The land near her home already has flooding issues, and she thinks this new solar farm would make it worse. From everything she’s read, solar panels need to be cleaned off with mass amounts of water. And the land near her home isn’t flat, she said.

“This one would definitely affect our property value,” she said about the potential solar farm.

Tourists come to the Illinois Valley to see wildlife, not solar farms, Van Buren said.

She’s also concerned how solar farms affect wildlife. “Lake effect” is what happens when polarized light produced by PV solar facilities triggers behaviors in birds and other wildlife to land on solar panels as if the panels were water to land on, according to the U.S. Geological Survey. Wildlife could experience injuries from the collision, the survey says.

“I’m all for going green,” she said, adding that her family recycles, owns a smart car and does everything they can to be environmentally friendly.

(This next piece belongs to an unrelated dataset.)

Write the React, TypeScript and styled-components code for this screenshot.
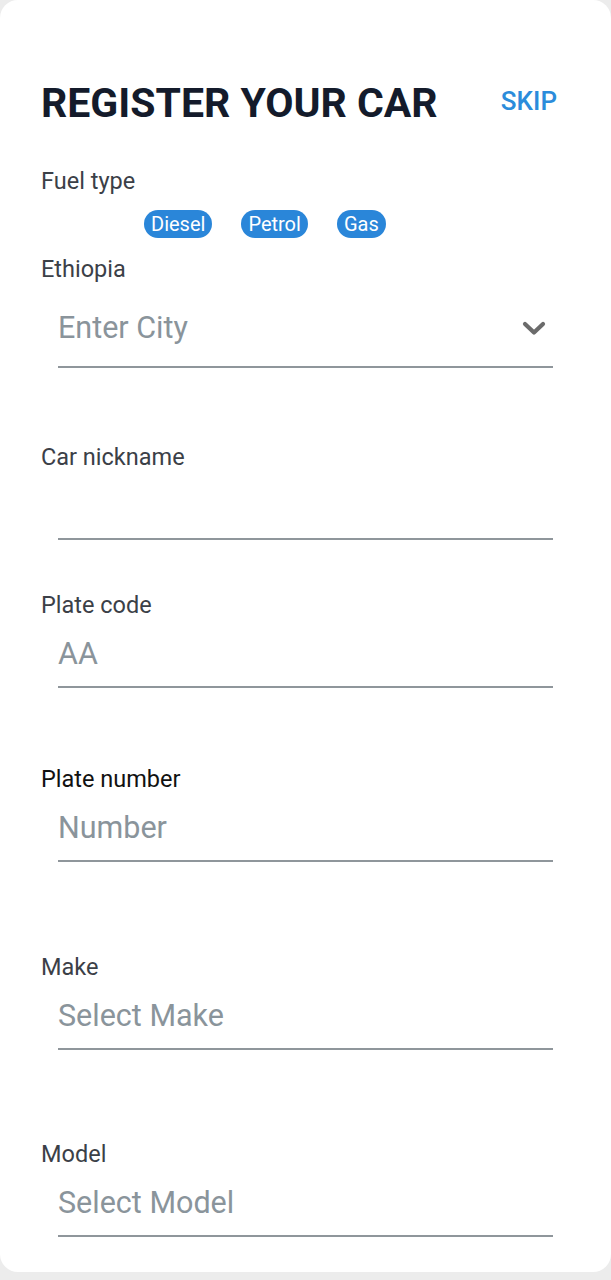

La Salle County Board member Tina Busch (R-Tonica) said she isn’t just concerned with this solar farm — which would be near her home if approved — but all solar farms.

“I’m not against solar,” she said. She’s against using good farmland for solar farms, and she thinks those getting into solar farms should look at land that’s not so useable, like sand mines or roofs.

If land continues to be taken from farmers, there won’t be farm left, she said.

And then who’s going to be around to farm? she asked.

She will be voting in concurrence with the zoning board, she said.

“I’m always going to support the zoning board,” she said.

In the past year, five solar farms have been approved by the La Salle County Board; three farms are up for vote today by the county board; three more are on the agenda for May 16 zoning board and three applications have been submitted for the June zoning board meeting.

Even if solar farms are approved by the county board, that doesn’t mean the solar farm will happen.

“As always, not all projects come to fruition due to a multitude of issues.

In this case, there are pending rules for the State of Illinois program that will determine the process for how sites are chosen by the power providers in the program,” said Brian Gift, director for the county’s Environmental Services and Land Use Department.

Van Buren wanted to bring the petition to the county board, and she contacted the assistant state’s attorney for La Salle County Mark Anderson, who told her she could not present the petition to the county board.

Anderson confirmed he did tell her this because no new information is allowed to be brought forward after the zoning board meeting has finished. The county board is not supposed to consider information not presented during the zoning hearing, Anderson said.